◆ Task prompt ◆
Each line of the material below that holds the word "components" needs to be copied.

◆ Input records ◆

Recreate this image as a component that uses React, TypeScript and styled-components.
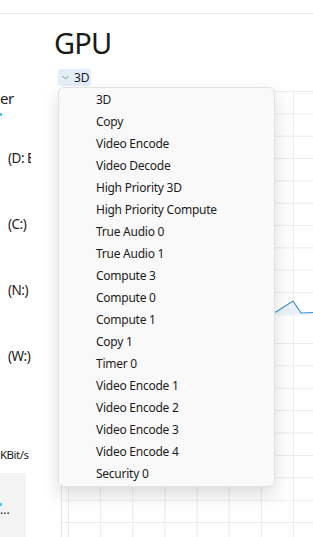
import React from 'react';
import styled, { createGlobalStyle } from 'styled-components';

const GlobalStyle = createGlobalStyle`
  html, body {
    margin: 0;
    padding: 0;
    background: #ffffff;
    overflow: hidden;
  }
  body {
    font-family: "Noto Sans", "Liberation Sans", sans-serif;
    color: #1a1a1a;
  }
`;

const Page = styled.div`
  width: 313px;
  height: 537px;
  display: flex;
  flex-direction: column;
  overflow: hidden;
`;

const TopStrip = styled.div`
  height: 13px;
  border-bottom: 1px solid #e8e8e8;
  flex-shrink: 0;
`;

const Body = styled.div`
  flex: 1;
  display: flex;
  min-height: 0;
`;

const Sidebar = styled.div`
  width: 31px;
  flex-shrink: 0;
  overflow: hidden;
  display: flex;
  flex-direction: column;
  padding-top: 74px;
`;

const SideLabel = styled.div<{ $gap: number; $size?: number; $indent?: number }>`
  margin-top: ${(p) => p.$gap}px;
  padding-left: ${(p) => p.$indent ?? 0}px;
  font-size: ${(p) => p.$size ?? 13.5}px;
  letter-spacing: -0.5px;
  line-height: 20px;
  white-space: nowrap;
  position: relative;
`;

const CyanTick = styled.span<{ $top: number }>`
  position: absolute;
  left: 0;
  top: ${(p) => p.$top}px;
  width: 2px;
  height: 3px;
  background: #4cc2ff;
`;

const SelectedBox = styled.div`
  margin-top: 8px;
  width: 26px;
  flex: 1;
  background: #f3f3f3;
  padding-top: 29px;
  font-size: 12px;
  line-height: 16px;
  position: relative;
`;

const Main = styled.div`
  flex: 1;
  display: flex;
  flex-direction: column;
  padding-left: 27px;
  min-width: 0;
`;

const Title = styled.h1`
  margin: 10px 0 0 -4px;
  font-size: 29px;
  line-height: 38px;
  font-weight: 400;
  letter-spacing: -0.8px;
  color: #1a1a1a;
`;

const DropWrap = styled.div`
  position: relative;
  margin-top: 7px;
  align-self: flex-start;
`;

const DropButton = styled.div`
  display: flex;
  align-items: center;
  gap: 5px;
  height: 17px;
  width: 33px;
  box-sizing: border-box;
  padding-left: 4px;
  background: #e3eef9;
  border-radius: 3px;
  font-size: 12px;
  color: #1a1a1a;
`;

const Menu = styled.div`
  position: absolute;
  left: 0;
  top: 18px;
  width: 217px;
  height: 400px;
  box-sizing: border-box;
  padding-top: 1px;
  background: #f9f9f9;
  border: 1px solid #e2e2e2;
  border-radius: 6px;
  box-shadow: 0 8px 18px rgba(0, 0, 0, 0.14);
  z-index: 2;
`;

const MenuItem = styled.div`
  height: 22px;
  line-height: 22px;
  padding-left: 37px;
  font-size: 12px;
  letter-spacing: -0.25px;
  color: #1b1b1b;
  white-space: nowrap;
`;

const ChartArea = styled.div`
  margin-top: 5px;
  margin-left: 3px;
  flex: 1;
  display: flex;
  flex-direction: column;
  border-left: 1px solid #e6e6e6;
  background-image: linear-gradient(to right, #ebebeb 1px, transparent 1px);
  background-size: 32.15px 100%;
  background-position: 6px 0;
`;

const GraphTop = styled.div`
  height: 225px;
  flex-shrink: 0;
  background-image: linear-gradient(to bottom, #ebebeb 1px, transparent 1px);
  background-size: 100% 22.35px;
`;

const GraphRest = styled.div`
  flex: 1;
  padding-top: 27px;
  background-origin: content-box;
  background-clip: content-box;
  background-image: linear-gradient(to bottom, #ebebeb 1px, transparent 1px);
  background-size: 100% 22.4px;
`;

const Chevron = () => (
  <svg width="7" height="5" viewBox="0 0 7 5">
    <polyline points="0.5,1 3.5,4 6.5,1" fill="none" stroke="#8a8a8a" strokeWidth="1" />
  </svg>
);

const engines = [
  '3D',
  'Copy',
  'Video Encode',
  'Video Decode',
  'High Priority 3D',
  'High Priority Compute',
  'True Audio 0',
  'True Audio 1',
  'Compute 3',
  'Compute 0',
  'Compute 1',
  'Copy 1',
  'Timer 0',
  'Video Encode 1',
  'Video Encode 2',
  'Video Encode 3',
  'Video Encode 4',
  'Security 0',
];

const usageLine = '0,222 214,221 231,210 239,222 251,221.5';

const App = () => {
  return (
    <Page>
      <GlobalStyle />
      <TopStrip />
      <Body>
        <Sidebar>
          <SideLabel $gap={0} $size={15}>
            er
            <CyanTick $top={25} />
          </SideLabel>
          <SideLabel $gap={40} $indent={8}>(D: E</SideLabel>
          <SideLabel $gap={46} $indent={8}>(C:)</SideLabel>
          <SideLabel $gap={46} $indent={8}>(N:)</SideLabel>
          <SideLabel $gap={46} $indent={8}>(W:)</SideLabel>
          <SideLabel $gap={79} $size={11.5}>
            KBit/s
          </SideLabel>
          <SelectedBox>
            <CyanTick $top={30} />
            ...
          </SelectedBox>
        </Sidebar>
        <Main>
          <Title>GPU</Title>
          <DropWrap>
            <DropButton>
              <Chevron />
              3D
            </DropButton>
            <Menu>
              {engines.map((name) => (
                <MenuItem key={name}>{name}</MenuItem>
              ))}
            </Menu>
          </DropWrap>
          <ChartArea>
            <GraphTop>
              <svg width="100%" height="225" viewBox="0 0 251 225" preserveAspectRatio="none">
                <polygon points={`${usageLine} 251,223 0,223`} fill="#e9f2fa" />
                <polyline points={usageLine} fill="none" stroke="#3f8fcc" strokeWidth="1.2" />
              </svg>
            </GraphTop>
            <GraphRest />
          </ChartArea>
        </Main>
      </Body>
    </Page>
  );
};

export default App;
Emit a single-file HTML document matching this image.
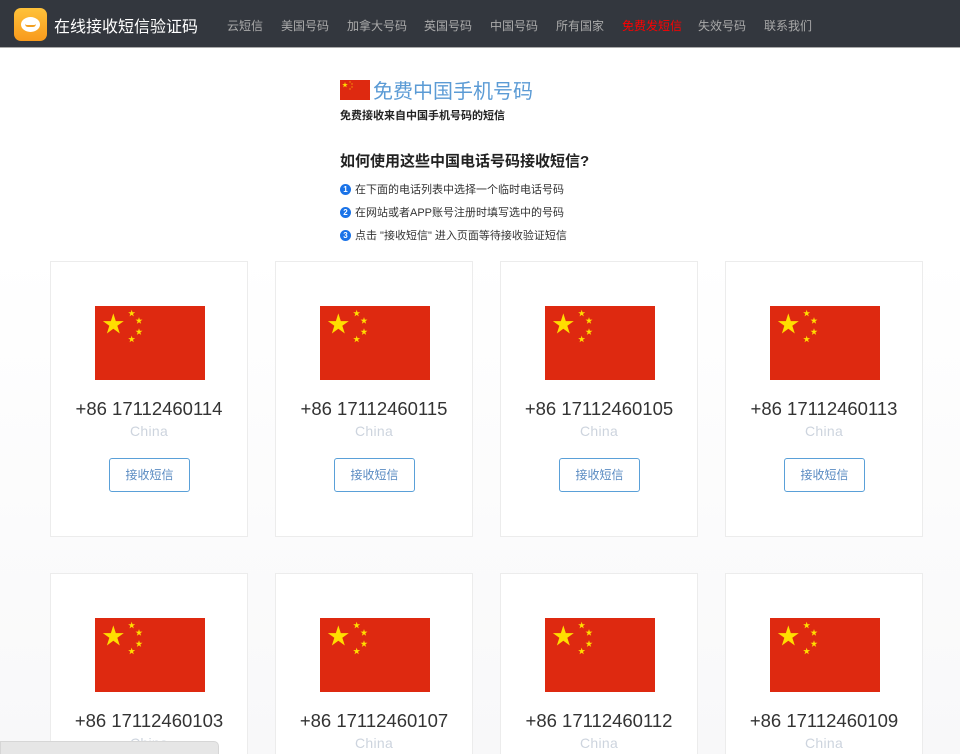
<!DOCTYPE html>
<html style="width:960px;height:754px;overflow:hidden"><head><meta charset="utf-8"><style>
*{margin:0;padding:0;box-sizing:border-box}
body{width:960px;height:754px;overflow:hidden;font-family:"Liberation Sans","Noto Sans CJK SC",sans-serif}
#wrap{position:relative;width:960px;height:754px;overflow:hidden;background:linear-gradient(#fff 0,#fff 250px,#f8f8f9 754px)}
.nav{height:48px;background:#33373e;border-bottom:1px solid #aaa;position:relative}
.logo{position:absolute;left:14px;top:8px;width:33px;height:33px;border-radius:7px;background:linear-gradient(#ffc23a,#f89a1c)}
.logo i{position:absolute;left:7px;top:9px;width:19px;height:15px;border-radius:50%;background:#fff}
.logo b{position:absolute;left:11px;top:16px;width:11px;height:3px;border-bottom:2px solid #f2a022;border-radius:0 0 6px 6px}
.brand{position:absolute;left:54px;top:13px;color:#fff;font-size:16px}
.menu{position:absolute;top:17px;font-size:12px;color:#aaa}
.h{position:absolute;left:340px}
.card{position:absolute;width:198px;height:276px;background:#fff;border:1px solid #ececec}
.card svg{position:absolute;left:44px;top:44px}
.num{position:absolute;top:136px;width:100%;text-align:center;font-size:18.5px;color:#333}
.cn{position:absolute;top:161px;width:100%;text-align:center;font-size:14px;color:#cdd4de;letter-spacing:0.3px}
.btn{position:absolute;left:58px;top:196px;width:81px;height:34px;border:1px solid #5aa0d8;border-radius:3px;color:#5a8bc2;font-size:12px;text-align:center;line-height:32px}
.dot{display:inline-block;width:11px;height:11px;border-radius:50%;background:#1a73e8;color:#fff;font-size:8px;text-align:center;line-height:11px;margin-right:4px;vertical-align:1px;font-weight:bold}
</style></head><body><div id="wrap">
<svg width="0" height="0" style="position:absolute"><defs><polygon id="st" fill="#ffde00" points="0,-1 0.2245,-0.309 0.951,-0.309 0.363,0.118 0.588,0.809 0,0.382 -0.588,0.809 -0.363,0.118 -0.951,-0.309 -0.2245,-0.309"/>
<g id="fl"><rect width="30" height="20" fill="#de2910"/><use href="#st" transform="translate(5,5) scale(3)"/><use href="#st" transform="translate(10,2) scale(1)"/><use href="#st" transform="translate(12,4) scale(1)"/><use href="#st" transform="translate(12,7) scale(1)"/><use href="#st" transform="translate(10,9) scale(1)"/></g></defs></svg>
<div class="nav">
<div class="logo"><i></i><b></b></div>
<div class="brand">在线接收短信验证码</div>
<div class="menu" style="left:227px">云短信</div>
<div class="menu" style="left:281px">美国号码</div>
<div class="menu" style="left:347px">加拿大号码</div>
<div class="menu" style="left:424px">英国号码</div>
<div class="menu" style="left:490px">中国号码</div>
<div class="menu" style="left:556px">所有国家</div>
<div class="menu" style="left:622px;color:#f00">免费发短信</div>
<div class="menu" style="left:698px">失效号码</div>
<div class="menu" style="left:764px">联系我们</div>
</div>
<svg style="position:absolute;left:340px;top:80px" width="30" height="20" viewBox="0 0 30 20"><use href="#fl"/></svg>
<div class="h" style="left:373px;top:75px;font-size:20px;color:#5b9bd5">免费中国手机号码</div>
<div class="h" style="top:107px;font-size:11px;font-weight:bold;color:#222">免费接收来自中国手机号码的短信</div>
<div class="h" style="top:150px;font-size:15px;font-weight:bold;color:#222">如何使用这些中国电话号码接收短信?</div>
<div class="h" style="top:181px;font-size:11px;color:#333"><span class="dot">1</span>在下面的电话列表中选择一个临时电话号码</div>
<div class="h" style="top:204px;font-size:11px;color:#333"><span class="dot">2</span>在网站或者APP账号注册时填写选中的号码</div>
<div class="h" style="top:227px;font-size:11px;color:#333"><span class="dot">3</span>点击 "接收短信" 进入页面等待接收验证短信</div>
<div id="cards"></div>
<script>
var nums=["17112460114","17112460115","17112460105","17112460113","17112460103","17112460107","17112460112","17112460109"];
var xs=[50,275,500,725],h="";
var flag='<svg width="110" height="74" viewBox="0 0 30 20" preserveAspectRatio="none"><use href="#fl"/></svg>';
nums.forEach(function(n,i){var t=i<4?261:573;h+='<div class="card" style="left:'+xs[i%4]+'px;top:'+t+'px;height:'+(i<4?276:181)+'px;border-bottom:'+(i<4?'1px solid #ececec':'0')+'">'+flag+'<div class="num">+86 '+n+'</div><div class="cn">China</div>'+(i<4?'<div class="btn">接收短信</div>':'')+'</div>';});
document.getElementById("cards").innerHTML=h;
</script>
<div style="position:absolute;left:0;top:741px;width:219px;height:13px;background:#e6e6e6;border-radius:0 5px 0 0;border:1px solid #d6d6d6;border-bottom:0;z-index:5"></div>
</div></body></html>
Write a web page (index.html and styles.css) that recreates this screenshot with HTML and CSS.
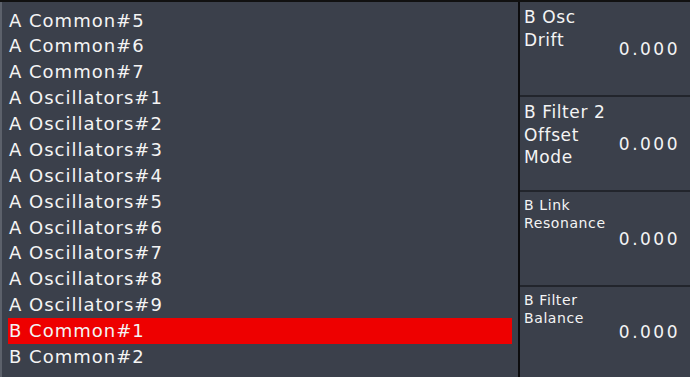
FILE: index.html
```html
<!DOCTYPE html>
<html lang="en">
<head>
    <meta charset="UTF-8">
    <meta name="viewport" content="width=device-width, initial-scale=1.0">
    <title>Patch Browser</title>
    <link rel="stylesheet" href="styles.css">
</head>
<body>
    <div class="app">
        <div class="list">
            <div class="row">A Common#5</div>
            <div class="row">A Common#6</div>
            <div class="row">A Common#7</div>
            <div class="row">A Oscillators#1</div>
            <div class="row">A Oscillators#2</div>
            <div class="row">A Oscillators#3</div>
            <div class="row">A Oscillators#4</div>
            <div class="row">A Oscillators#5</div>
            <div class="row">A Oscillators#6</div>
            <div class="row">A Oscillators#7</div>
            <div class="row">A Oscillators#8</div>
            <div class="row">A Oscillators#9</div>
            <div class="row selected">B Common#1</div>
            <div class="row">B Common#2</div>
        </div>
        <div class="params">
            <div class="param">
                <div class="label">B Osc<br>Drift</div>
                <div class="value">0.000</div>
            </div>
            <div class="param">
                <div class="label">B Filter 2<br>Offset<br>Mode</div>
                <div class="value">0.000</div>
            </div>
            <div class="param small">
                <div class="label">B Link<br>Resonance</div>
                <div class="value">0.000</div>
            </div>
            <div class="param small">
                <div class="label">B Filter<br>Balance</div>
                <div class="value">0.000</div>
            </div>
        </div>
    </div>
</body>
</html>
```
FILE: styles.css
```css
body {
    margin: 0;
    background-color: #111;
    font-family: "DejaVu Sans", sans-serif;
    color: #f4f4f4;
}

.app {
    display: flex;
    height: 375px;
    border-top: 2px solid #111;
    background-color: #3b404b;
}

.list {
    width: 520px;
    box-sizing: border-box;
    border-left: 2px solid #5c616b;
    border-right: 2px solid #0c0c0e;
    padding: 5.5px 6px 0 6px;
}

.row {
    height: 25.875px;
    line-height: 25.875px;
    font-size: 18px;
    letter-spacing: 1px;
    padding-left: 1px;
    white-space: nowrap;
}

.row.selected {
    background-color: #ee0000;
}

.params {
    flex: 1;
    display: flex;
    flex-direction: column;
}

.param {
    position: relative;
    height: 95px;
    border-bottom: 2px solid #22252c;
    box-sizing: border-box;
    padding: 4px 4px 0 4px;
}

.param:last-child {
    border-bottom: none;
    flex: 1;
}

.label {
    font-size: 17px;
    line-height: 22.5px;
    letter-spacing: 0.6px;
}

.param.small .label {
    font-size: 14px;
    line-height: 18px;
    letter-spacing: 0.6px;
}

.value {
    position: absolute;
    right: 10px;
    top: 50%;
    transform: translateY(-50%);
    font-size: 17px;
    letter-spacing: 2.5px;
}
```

◆ Written answer ◆
Recreate this image as a component that uses React, TypeScript and styled-components.
import styled, { createGlobalStyle } from 'styled-components';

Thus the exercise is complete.